- _Your goal_: What follows is a set of entries. Give them again exactly, without the pictures.

- _Data supplied_:
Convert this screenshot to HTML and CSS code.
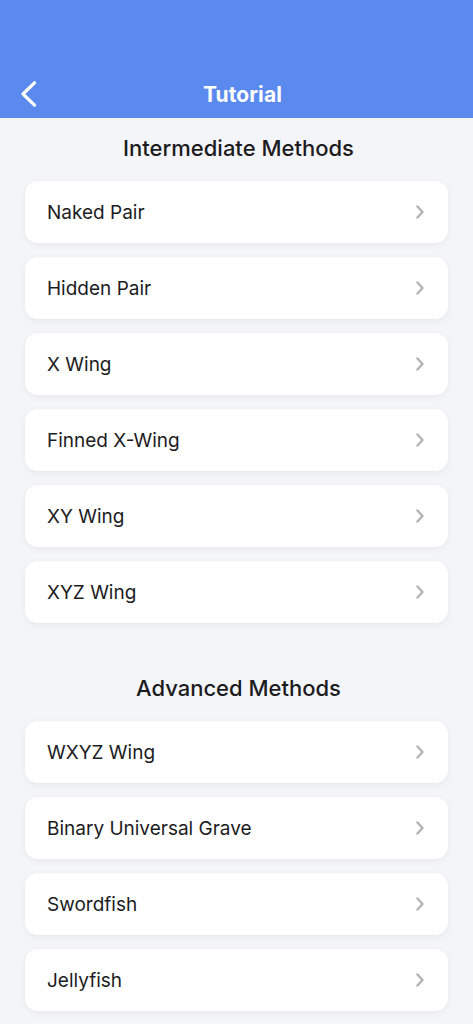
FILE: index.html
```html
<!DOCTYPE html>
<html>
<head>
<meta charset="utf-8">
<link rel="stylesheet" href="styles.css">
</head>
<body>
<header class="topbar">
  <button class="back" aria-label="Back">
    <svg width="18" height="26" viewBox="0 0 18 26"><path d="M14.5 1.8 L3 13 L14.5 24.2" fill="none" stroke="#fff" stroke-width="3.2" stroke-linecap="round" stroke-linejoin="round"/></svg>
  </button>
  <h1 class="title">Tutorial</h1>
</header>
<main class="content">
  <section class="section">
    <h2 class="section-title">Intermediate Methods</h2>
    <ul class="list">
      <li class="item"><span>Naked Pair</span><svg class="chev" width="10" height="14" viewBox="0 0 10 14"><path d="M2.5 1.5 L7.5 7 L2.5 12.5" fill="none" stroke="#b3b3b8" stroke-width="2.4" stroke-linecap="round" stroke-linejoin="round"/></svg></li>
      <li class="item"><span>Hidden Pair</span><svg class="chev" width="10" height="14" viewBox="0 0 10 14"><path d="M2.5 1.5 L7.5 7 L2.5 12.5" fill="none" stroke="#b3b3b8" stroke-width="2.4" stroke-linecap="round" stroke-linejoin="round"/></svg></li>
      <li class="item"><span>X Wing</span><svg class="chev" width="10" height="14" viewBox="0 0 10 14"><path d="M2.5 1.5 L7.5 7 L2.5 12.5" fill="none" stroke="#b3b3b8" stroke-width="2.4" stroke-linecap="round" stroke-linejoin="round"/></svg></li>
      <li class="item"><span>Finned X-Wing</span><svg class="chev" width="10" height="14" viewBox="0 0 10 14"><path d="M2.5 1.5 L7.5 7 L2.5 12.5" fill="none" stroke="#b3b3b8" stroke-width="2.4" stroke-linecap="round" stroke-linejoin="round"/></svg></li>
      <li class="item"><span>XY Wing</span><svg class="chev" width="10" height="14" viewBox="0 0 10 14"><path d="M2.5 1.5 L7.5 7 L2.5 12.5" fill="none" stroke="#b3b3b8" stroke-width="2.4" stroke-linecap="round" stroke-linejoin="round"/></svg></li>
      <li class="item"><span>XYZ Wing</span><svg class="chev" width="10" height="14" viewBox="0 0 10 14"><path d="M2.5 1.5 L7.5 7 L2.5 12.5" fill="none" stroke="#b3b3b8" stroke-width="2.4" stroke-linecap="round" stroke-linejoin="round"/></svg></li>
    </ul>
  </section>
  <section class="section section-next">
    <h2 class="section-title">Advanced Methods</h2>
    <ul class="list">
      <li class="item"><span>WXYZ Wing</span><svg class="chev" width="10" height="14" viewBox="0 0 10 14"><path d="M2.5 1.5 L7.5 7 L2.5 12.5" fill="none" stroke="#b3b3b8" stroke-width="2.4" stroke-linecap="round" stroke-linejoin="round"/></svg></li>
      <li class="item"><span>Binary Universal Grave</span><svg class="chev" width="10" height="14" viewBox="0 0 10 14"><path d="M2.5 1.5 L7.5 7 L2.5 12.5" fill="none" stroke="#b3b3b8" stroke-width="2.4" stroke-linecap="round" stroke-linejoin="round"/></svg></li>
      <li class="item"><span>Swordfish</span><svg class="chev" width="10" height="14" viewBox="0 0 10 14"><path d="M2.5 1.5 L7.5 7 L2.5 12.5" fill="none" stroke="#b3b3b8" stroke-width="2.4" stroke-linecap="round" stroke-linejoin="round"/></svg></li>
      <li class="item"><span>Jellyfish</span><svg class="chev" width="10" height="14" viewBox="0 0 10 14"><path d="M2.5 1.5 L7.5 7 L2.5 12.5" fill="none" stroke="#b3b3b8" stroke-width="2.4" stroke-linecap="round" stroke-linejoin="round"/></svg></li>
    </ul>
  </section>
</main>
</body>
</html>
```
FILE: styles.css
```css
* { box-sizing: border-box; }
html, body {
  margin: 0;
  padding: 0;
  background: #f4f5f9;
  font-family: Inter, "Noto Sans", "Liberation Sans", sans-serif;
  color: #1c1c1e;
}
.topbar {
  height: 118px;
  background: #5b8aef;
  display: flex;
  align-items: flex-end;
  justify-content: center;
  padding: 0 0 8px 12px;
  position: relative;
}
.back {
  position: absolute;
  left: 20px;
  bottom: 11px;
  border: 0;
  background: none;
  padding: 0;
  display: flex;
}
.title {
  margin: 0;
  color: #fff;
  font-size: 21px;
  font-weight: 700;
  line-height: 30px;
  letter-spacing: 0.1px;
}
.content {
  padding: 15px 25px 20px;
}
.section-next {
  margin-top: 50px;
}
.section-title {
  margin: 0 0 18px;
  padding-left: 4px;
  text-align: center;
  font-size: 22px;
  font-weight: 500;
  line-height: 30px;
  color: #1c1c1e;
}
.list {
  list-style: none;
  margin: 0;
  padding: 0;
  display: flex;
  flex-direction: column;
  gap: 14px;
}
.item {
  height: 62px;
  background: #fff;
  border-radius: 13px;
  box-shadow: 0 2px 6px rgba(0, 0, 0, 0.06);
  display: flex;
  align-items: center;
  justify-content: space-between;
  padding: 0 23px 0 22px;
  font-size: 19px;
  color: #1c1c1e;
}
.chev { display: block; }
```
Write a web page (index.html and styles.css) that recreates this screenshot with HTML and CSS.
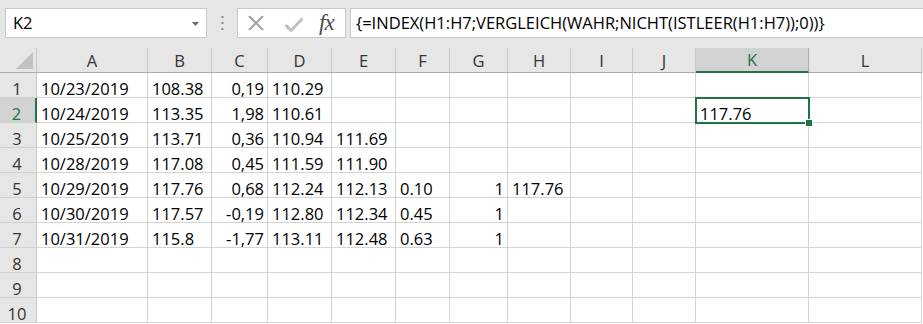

- _Solution_:
Convert this screenshot to HTML and CSS code.
FILE: index.html
```html
<!DOCTYPE html>
<html>
<head>
<meta charset="utf-8">
<link rel="stylesheet" href="styles.css">
</head>
<body>
<header class="topbar">
  <button class="back" aria-label="Back">
    <svg width="18" height="26" viewBox="0 0 18 26"><path d="M14.5 1.8 L3 13 L14.5 24.2" fill="none" stroke="#fff" stroke-width="3.2" stroke-linecap="round" stroke-linejoin="round"/></svg>
  </button>
  <h1 class="title">Tutorial</h1>
</header>
<main class="content">
  <section class="section">
    <h2 class="section-title">Intermediate Methods</h2>
    <ul class="list">
      <li class="item"><span>Naked Pair</span><svg class="chev" width="10" height="14" viewBox="0 0 10 14"><path d="M2.5 1.5 L7.5 7 L2.5 12.5" fill="none" stroke="#b3b3b8" stroke-width="2.4" stroke-linecap="round" stroke-linejoin="round"/></svg></li>
      <li class="item"><span>Hidden Pair</span><svg class="chev" width="10" height="14" viewBox="0 0 10 14"><path d="M2.5 1.5 L7.5 7 L2.5 12.5" fill="none" stroke="#b3b3b8" stroke-width="2.4" stroke-linecap="round" stroke-linejoin="round"/></svg></li>
      <li class="item"><span>X Wing</span><svg class="chev" width="10" height="14" viewBox="0 0 10 14"><path d="M2.5 1.5 L7.5 7 L2.5 12.5" fill="none" stroke="#b3b3b8" stroke-width="2.4" stroke-linecap="round" stroke-linejoin="round"/></svg></li>
      <li class="item"><span>Finned X-Wing</span><svg class="chev" width="10" height="14" viewBox="0 0 10 14"><path d="M2.5 1.5 L7.5 7 L2.5 12.5" fill="none" stroke="#b3b3b8" stroke-width="2.4" stroke-linecap="round" stroke-linejoin="round"/></svg></li>
      <li class="item"><span>XY Wing</span><svg class="chev" width="10" height="14" viewBox="0 0 10 14"><path d="M2.5 1.5 L7.5 7 L2.5 12.5" fill="none" stroke="#b3b3b8" stroke-width="2.4" stroke-linecap="round" stroke-linejoin="round"/></svg></li>
      <li class="item"><span>XYZ Wing</span><svg class="chev" width="10" height="14" viewBox="0 0 10 14"><path d="M2.5 1.5 L7.5 7 L2.5 12.5" fill="none" stroke="#b3b3b8" stroke-width="2.4" stroke-linecap="round" stroke-linejoin="round"/></svg></li>
    </ul>
  </section>
  <section class="section section-next">
    <h2 class="section-title">Advanced Methods</h2>
    <ul class="list">
      <li class="item"><span>WXYZ Wing</span><svg class="chev" width="10" height="14" viewBox="0 0 10 14"><path d="M2.5 1.5 L7.5 7 L2.5 12.5" fill="none" stroke="#b3b3b8" stroke-width="2.4" stroke-linecap="round" stroke-linejoin="round"/></svg></li>
      <li class="item"><span>Binary Universal Grave</span><svg class="chev" width="10" height="14" viewBox="0 0 10 14"><path d="M2.5 1.5 L7.5 7 L2.5 12.5" fill="none" stroke="#b3b3b8" stroke-width="2.4" stroke-linecap="round" stroke-linejoin="round"/></svg></li>
      <li class="item"><span>Swordfish</span><svg class="chev" width="10" height="14" viewBox="0 0 10 14"><path d="M2.5 1.5 L7.5 7 L2.5 12.5" fill="none" stroke="#b3b3b8" stroke-width="2.4" stroke-linecap="round" stroke-linejoin="round"/></svg></li>
      <li class="item"><span>Jellyfish</span><svg class="chev" width="10" height="14" viewBox="0 0 10 14"><path d="M2.5 1.5 L7.5 7 L2.5 12.5" fill="none" stroke="#b3b3b8" stroke-width="2.4" stroke-linecap="round" stroke-linejoin="round"/></svg></li>
    </ul>
  </section>
</main>
</body>
</html>
```
FILE: styles.css
```css
* { box-sizing: border-box; }
html, body {
  margin: 0;
  padding: 0;
  background: #f4f5f9;
  font-family: Inter, "Noto Sans", "Liberation Sans", sans-serif;
  color: #1c1c1e;
}
.topbar {
  height: 118px;
  background: #5b8aef;
  display: flex;
  align-items: flex-end;
  justify-content: center;
  padding: 0 0 8px 12px;
  position: relative;
}
.back {
  position: absolute;
  left: 20px;
  bottom: 11px;
  border: 0;
  background: none;
  padding: 0;
  display: flex;
}
.title {
  margin: 0;
  color: #fff;
  font-size: 21px;
  font-weight: 700;
  line-height: 30px;
  letter-spacing: 0.1px;
}
.content {
  padding: 15px 25px 20px;
}
.section-next {
  margin-top: 50px;
}
.section-title {
  margin: 0 0 18px;
  padding-left: 4px;
  text-align: center;
  font-size: 22px;
  font-weight: 500;
  line-height: 30px;
  color: #1c1c1e;
}
.list {
  list-style: none;
  margin: 0;
  padding: 0;
  display: flex;
  flex-direction: column;
  gap: 14px;
}
.item {
  height: 62px;
  background: #fff;
  border-radius: 13px;
  box-shadow: 0 2px 6px rgba(0, 0, 0, 0.06);
  display: flex;
  align-items: center;
  justify-content: space-between;
  padding: 0 23px 0 22px;
  font-size: 19px;
  color: #1c1c1e;
}
.chev { display: block; }
```
Write a web page (index.html and styles.css) that recreates this screenshot with HTML and CSS.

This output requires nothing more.